**Exercise description**
Below is a listing to transcribe in full and exactly; keep the pictures out.

**Collected data**
--- start ---

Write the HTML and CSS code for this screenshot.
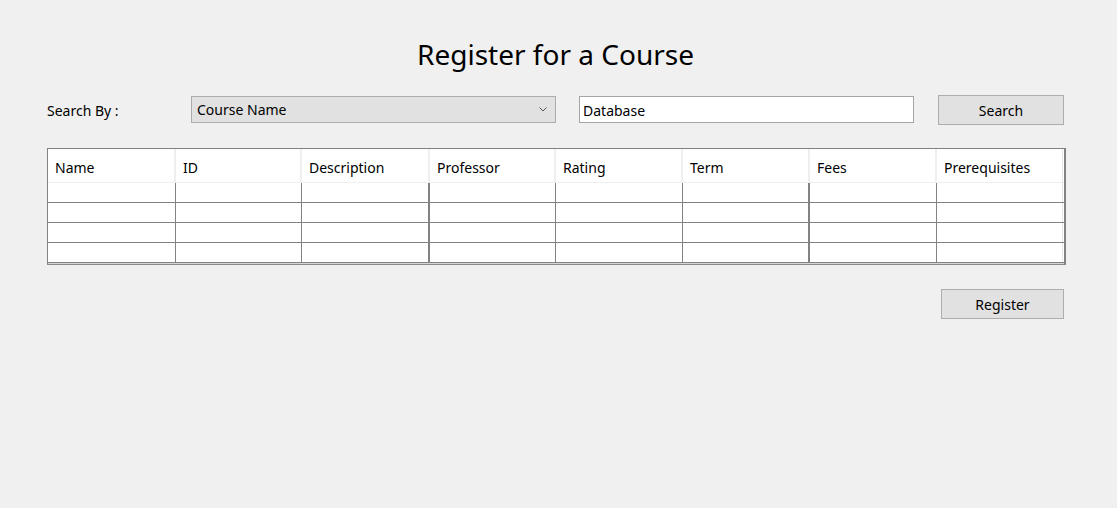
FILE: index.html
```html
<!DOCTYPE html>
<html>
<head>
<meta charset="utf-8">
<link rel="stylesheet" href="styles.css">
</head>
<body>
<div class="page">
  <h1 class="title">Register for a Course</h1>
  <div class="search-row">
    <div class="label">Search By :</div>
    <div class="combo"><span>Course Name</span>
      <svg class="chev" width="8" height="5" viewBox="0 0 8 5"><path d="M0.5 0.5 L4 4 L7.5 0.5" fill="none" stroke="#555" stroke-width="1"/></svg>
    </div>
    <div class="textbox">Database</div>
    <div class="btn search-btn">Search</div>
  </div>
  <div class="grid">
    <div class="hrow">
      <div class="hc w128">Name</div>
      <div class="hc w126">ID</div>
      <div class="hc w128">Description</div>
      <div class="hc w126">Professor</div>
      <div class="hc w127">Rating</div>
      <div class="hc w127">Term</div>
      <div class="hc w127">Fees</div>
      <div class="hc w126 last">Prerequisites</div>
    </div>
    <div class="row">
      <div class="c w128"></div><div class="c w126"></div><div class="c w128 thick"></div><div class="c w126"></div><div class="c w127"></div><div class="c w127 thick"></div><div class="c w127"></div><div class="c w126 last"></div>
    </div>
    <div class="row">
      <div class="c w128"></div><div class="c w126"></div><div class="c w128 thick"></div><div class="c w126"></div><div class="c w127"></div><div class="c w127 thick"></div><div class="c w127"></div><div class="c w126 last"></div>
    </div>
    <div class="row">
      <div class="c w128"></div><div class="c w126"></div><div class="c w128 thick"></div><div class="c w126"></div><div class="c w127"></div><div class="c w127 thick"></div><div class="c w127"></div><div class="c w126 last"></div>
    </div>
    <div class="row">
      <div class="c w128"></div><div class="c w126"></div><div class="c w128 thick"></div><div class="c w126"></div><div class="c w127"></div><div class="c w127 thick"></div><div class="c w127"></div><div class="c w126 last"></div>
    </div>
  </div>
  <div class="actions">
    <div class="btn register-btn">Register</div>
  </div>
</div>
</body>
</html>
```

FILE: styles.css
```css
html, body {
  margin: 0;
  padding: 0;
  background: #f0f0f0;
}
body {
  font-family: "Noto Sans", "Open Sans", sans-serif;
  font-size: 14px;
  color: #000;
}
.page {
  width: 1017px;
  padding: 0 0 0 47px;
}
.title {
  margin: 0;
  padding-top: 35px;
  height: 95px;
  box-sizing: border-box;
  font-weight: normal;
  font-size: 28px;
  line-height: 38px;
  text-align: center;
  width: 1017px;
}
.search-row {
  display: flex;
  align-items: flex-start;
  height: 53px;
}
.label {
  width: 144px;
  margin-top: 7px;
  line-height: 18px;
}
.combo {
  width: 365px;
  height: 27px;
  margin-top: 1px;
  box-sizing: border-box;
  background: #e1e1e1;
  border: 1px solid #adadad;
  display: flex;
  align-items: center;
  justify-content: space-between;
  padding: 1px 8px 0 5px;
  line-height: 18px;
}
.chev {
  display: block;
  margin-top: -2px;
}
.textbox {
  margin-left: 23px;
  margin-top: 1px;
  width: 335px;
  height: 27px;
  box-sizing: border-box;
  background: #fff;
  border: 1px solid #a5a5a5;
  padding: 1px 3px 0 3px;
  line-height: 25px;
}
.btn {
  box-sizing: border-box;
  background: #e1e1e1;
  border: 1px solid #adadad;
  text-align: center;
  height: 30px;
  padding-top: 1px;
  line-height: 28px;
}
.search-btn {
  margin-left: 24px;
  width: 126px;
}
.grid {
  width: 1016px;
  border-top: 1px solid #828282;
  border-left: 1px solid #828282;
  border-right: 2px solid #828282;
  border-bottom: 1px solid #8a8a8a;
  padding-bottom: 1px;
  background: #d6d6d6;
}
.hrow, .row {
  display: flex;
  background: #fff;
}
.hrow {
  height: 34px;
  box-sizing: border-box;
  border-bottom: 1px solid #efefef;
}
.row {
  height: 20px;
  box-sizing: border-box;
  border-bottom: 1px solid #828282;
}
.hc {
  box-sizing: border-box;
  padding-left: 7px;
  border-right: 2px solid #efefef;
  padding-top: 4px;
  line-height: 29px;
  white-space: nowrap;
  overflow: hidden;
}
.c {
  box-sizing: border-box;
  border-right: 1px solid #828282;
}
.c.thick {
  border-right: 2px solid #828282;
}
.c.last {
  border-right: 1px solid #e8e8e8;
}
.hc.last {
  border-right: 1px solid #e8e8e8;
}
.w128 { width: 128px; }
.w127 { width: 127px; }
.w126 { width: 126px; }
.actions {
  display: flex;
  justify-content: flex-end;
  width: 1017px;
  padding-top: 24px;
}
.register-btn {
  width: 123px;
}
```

--- end ---

**Task solution**
Write the HTML and CSS code for this screenshot.
FILE: index.html
```html
<!DOCTYPE html>
<html>
<head>
<meta charset="utf-8">
<link rel="stylesheet" href="styles.css">
</head>
<body>
<div class="page">
  <h1 class="title">Register for a Course</h1>
  <div class="search-row">
    <div class="label">Search By :</div>
    <div class="combo"><span>Course Name</span>
      <svg class="chev" width="8" height="5" viewBox="0 0 8 5"><path d="M0.5 0.5 L4 4 L7.5 0.5" fill="none" stroke="#555" stroke-width="1"/></svg>
    </div>
    <div class="textbox">Database</div>
    <div class="btn search-btn">Search</div>
  </div>
  <div class="grid">
    <div class="hrow">
      <div class="hc w128">Name</div>
      <div class="hc w126">ID</div>
      <div class="hc w128">Description</div>
      <div class="hc w126">Professor</div>
      <div class="hc w127">Rating</div>
      <div class="hc w127">Term</div>
      <div class="hc w127">Fees</div>
      <div class="hc w126 last">Prerequisites</div>
    </div>
    <div class="row">
      <div class="c w128"></div><div class="c w126"></div><div class="c w128 thick"></div><div class="c w126"></div><div class="c w127"></div><div class="c w127 thick"></div><div class="c w127"></div><div class="c w126 last"></div>
    </div>
    <div class="row">
      <div class="c w128"></div><div class="c w126"></div><div class="c w128 thick"></div><div class="c w126"></div><div class="c w127"></div><div class="c w127 thick"></div><div class="c w127"></div><div class="c w126 last"></div>
    </div>
    <div class="row">
      <div class="c w128"></div><div class="c w126"></div><div class="c w128 thick"></div><div class="c w126"></div><div class="c w127"></div><div class="c w127 thick"></div><div class="c w127"></div><div class="c w126 last"></div>
    </div>
    <div class="row">
      <div class="c w128"></div><div class="c w126"></div><div class="c w128 thick"></div><div class="c w126"></div><div class="c w127"></div><div class="c w127 thick"></div><div class="c w127"></div><div class="c w126 last"></div>
    </div>
  </div>
  <div class="actions">
    <div class="btn register-btn">Register</div>
  </div>
</div>
</body>
</html>
```

FILE: styles.css
```css
html, body {
  margin: 0;
  padding: 0;
  background: #f0f0f0;
}
body {
  font-family: "Noto Sans", "Open Sans", sans-serif;
  font-size: 14px;
  color: #000;
}
.page {
  width: 1017px;
  padding: 0 0 0 47px;
}
.title {
  margin: 0;
  padding-top: 35px;
  height: 95px;
  box-sizing: border-box;
  font-weight: normal;
  font-size: 28px;
  line-height: 38px;
  text-align: center;
  width: 1017px;
}
.search-row {
  display: flex;
  align-items: flex-start;
  height: 53px;
}
.label {
  width: 144px;
  margin-top: 7px;
  line-height: 18px;
}
.combo {
  width: 365px;
  height: 27px;
  margin-top: 1px;
  box-sizing: border-box;
  background: #e1e1e1;
  border: 1px solid #adadad;
  display: flex;
  align-items: center;
  justify-content: space-between;
  padding: 1px 8px 0 5px;
  line-height: 18px;
}
.chev {
  display: block;
  margin-top: -2px;
}
.textbox {
  margin-left: 23px;
  margin-top: 1px;
  width: 335px;
  height: 27px;
  box-sizing: border-box;
  background: #fff;
  border: 1px solid #a5a5a5;
  padding: 1px 3px 0 3px;
  line-height: 25px;
}
.btn {
  box-sizing: border-box;
  background: #e1e1e1;
  border: 1px solid #adadad;
  text-align: center;
  height: 30px;
  padding-top: 1px;
  line-height: 28px;
}
.search-btn {
  margin-left: 24px;
  width: 126px;
}
.grid {
  width: 1016px;
  border-top: 1px solid #828282;
  border-left: 1px solid #828282;
  border-right: 2px solid #828282;
  border-bottom: 1px solid #8a8a8a;
  padding-bottom: 1px;
  background: #d6d6d6;
}
.hrow, .row {
  display: flex;
  background: #fff;
}
.hrow {
  height: 34px;
  box-sizing: border-box;
  border-bottom: 1px solid #efefef;
}
.row {
  height: 20px;
  box-sizing: border-box;
  border-bottom: 1px solid #828282;
}
.hc {
  box-sizing: border-box;
  padding-left: 7px;
  border-right: 2px solid #efefef;
  padding-top: 4px;
  line-height: 29px;
  white-space: nowrap;
  overflow: hidden;
}
.c {
  box-sizing: border-box;
  border-right: 1px solid #828282;
}
.c.thick {
  border-right: 2px solid #828282;
}
.c.last {
  border-right: 1px solid #e8e8e8;
}
.hc.last {
  border-right: 1px solid #e8e8e8;
}
.w128 { width: 128px; }
.w127 { width: 127px; }
.w126 { width: 126px; }
.actions {
  display: flex;
  justify-content: flex-end;
  width: 1017px;
  padding-top: 24px;
}
.register-btn {
  width: 123px;
}
```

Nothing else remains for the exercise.